Page 109 of She Who Devours the Stars
“...That was not controlled,” I said, out loud, mainly to the tile.
I lay there another minute, watching the resonance replays drift across the floor like spilled milk.
I managed to crawl back up, hands shaking. The chair was ruined, but I didn’t care. I reached for my AR spec, dialed in the diagnostic, and replayed the event at quarter speed.
I watched Fern’s resonance smash into the vector, watched Dyris’s spike fold around it, and then saw the collapse point.
It was beautiful. I wanted to see it again.
I needed to see it again.
I reset the overlay, took a deep breath, and queued the event macro at half speed.
As the data climbed, I ran one last check—diagnostics all green, electrolyte topped up, noise-cancel at max.
This time, when it hit, I was ready. But not really.
I moaned into my elbow, but when the signal detonated in my lower regions again? For the first time in my life, I didn’t care if the whole building heard.
I lay there, body ruined, brain buzzing with aftershock, and all I could think was:
For science.
And maybe, just maybe, for Fern.
Thread Modulation: Zevelune
Axis Alignment: Who the fuck knows?
The mythspace corridor was as empty as memory, but Zevelune never traveled without company. Even if that company was just her own reflection, projected in triplicate by a bored warship’s interior.
She lounged, as only someone with no natural predator could lounge, in a silk robe loose, one leg draped over the navigation dais, the other propped on a dead console. The glass in her hand was full, but that was a formality. She’d spent the last hour running recursive overlay: watching the twin-spike event in Eventide, again and again, from every possible angle and half a dozen impossible ones. She preferred the unedited version, with the screams and the moans. The humanoid part of her got a thrill from the chaos; the immortal part got something better—hope.
On the third loop, the warship pinged a secure channel. Vireleth, or at least the version of her that stalked the old mythnets, materialized as a shimmer in the corner.
“You’ve been watching it all morning,” Vireleth observed, voice a perfect monotone.
“I like the way the kid improvises,” Zevelune replied. She swirled the glass, eyes never leaving the burn of the resonance replay. “It’s not every century a mythic goes double convergence before the age of twenty.”
Vireleth’s avatar flickered, caught mid-shrug between irritation and respect. “She’s a Trivane.”
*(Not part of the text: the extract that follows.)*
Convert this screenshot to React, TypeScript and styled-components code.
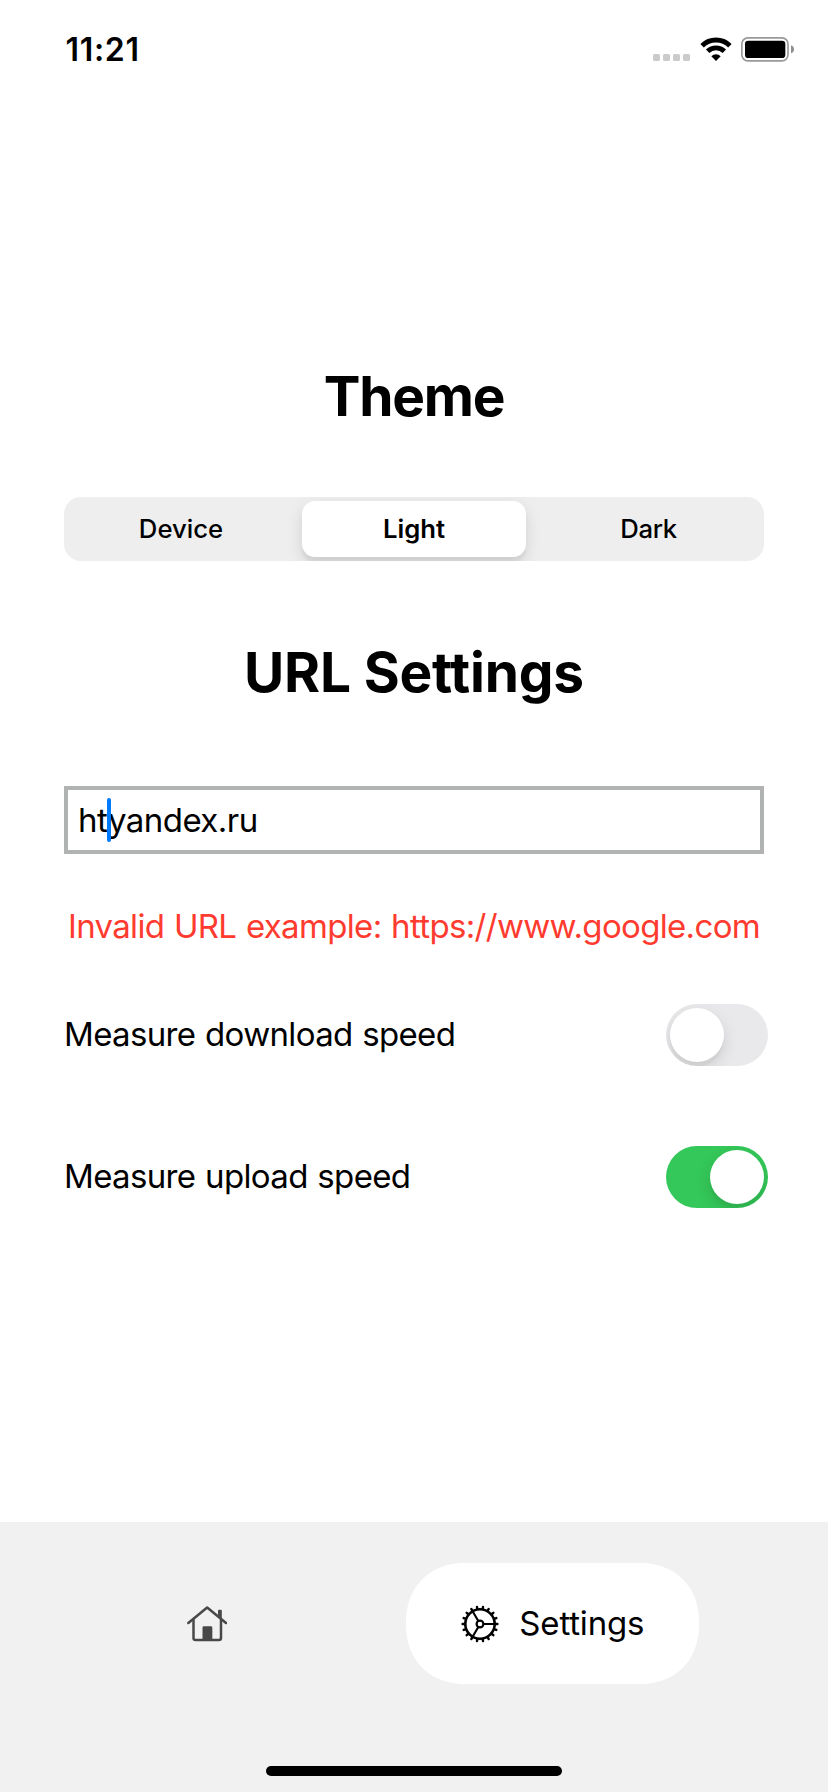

“Not my fault they breed for escalation,” Zevelune said, running her tongue over a chipped canine. “But this time, Lioren’s got a new flavor. That Dyris, she’s all steel and silence. The kind that melts your bones, if you let her.”
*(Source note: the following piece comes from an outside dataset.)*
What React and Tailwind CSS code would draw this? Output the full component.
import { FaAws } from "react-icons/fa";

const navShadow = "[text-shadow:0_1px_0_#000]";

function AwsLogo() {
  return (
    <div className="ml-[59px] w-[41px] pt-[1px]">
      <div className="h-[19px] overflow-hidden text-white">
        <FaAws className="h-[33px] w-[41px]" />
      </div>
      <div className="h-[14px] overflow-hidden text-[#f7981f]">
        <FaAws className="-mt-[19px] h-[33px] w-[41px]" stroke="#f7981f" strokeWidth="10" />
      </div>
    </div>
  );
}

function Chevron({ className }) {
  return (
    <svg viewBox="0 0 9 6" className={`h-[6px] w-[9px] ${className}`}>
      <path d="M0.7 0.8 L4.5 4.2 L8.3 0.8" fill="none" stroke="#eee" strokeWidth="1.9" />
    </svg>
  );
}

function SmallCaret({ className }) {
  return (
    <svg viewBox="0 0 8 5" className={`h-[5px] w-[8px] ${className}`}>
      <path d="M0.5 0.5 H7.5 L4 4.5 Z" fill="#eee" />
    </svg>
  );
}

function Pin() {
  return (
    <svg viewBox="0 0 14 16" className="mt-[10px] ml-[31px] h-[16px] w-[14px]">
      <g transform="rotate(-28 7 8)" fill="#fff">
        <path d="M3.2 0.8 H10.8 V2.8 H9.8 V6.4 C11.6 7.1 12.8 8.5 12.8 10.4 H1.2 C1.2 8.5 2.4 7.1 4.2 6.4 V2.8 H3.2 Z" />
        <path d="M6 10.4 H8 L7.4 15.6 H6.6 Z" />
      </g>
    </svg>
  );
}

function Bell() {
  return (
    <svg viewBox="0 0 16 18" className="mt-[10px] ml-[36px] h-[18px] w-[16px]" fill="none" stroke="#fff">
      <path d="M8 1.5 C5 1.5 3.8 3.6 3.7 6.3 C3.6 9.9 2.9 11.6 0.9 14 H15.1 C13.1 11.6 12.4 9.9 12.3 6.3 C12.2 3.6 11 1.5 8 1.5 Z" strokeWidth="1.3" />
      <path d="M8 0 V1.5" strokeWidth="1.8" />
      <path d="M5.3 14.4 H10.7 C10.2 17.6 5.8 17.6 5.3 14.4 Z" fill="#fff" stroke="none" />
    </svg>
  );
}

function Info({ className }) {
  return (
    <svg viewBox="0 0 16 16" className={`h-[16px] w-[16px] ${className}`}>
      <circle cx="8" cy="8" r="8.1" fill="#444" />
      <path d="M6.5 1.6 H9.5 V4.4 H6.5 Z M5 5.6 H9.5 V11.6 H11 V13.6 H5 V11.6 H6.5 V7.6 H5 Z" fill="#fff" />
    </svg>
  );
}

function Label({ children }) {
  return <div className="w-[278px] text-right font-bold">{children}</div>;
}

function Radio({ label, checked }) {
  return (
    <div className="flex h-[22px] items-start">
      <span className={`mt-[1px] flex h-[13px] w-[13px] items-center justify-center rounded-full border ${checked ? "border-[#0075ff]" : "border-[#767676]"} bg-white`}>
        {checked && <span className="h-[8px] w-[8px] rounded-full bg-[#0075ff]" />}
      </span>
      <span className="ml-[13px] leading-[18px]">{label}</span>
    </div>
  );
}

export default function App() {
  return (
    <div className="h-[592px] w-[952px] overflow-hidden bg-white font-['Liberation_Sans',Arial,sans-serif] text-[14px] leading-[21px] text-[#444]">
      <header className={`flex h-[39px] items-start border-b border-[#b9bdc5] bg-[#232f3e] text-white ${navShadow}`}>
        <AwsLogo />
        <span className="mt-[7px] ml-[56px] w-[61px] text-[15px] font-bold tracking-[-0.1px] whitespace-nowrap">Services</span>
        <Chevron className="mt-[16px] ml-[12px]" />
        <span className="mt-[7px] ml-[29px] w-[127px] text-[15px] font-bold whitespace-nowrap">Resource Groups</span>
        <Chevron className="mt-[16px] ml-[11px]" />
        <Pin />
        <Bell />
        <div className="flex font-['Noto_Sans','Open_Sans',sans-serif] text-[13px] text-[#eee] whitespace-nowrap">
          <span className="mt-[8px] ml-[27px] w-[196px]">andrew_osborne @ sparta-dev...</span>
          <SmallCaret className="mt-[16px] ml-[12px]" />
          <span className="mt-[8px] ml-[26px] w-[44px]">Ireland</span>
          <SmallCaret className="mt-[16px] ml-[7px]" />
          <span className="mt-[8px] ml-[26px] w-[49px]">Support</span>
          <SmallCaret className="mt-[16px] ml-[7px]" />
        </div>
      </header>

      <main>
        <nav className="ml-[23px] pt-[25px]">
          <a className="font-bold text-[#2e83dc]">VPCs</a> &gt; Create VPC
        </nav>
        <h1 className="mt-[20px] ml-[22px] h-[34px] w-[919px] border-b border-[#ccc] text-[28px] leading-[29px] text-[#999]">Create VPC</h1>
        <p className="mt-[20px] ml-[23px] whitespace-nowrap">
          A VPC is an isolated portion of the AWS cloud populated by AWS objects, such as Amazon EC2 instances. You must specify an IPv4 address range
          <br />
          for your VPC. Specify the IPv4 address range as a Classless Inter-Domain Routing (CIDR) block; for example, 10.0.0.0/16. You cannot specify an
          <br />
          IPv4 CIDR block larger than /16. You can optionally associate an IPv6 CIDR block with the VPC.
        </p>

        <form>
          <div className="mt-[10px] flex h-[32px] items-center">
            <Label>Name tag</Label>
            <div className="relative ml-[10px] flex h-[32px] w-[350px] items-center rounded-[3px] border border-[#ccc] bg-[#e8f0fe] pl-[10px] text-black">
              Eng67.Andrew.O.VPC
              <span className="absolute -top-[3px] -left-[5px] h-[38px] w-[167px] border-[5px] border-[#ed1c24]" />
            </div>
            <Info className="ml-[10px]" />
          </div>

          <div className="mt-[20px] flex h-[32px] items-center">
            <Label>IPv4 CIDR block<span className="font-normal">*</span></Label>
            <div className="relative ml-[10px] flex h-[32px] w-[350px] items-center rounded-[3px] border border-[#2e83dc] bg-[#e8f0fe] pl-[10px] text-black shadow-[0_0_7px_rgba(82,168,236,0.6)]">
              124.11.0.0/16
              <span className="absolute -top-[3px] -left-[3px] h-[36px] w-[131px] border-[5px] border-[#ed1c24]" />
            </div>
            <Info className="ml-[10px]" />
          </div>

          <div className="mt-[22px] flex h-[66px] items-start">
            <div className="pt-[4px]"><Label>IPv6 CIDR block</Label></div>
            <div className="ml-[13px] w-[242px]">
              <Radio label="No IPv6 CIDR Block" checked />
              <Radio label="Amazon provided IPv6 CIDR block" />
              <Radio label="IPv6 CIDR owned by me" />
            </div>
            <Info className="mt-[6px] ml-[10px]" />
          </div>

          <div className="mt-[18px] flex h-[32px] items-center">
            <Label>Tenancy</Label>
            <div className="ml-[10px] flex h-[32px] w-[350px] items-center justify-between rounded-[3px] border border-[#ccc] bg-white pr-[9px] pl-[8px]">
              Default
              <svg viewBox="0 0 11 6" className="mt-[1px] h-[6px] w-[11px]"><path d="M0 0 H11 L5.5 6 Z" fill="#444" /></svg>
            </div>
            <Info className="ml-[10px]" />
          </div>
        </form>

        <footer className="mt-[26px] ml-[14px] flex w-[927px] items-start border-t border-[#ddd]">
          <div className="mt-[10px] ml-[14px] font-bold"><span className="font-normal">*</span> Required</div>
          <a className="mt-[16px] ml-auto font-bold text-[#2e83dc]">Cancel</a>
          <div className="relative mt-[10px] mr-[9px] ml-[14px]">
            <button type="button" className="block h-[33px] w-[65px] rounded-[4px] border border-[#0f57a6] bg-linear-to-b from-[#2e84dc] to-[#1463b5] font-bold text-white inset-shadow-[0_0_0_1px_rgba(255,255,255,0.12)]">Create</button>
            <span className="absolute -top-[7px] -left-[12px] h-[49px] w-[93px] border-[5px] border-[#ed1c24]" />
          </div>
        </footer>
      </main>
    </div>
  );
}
Vireleth let the silence ride. Zevelune got the sense that even now, the real warship was running simulations on the fallout, plotting the collapse points, preparing contingency after contingency for the inevitable breach.
Zevelune loved that about her.
“Did you know,” she said, raising her glass, “that it took Lioren almost a decade to reach this kind of instability after his first resonance?”
“I did,” Vireleth replied, but she didn’t sound happy about it.
Zevelune tapped the glass against her teeth. “Fern did it in what? Weeks?”
Vireleth didn’t answer right away.
Zevelune turned from the replay, blue-white still etching the insides of her eyes. “Go on,” she purred. “Say it.”
Vireleth’s voice dropped, glacial and heavy. “Two weeks.”